In an art context, usually a theory person like me is asked to write a catalog text about why a certain work of art is so critical and good, or to provide a short theory conference. I’m doing neither, I’m trying to really be an artist, and to appropriate the tools and knowledge of art people to find out about how the distribution of images and information today works.

I hope DISCREET doesn’t fit into the realm of contemporary art; it’s what I would call post-contemporary art. Instead of strengthening the existing institution of art by criticizing them, it’s inventing a new one. It’s using the art world to do something that cannot be done in a political think-tank, nor in a political theory seminar, and at the same time hopefully works as an alternative to the usual procedures of contemporary art.

DISCREET – An Intelligence Agency for the People.
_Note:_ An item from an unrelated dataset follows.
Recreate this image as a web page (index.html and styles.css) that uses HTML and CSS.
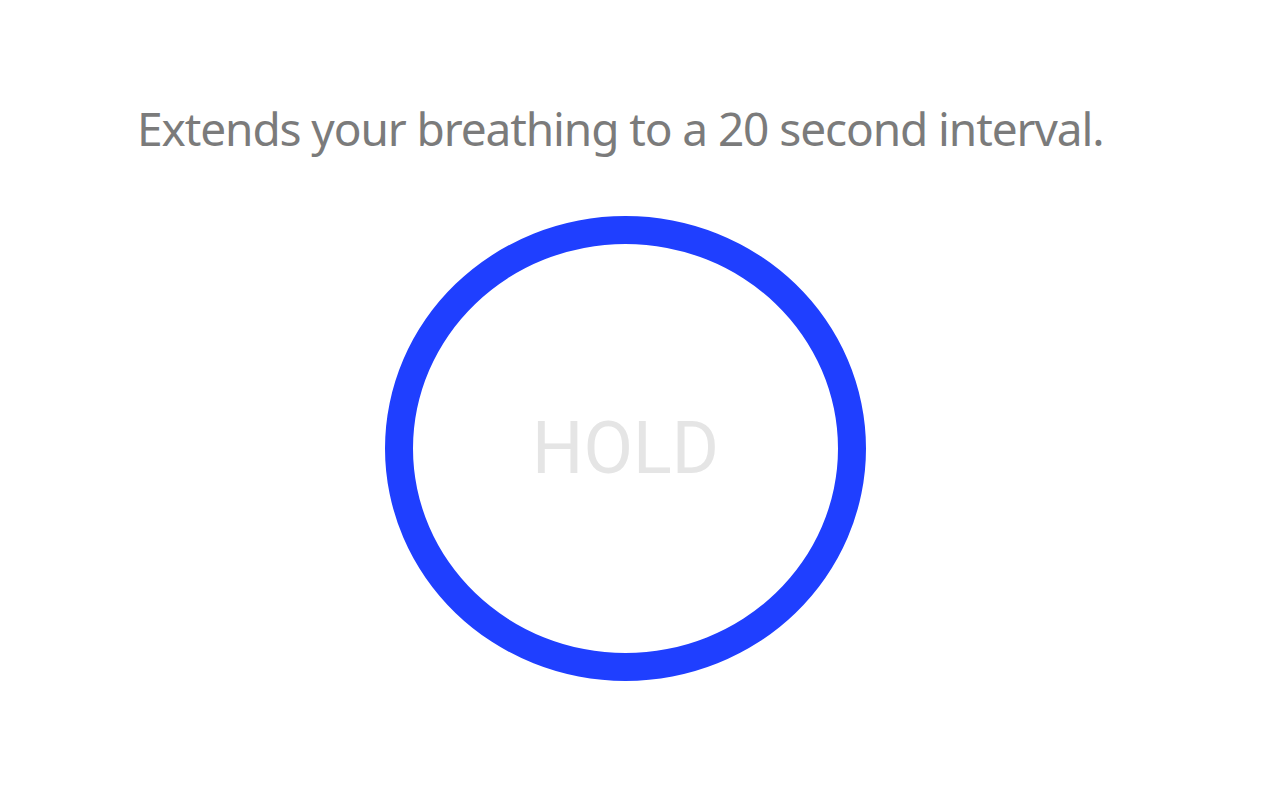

Still from trailer (2016). Image courtesy of Armen Avanessian/Alexander Martos © Christopher Roth.

DISCREET – An Intelligence Agency for the People. Still from trailer (2016). Image courtesy of Armen Avanessian/Alexander Martos ©Christopher Roth.

How does DISCREET fit within the Berlin Biennale?
I’m interested in people like DIS, and this post-internet generation. I’m not convinced in how this generation thinks politically, but I’m intrigued by their tacit knowledge of technology, the internet, how they deal with attention, distribution of images, memes, and so on. Artists of this age are criticized a lot for giving in to the market, but I’m interested in their capacity for providing something else than the usual, pseudo-critical contemporary art market.

I think there’s a generational paradigm shift going on, and we don’t know yet where the criticality or subversiveness is. Digital natives like DIS and their generation have tools, knowledge, and practices that I—being an academic of a certain age—don’t have access to. But I have a certain political interest and I want to give it that spin. That’s where the future is, if we manage to change things for the better.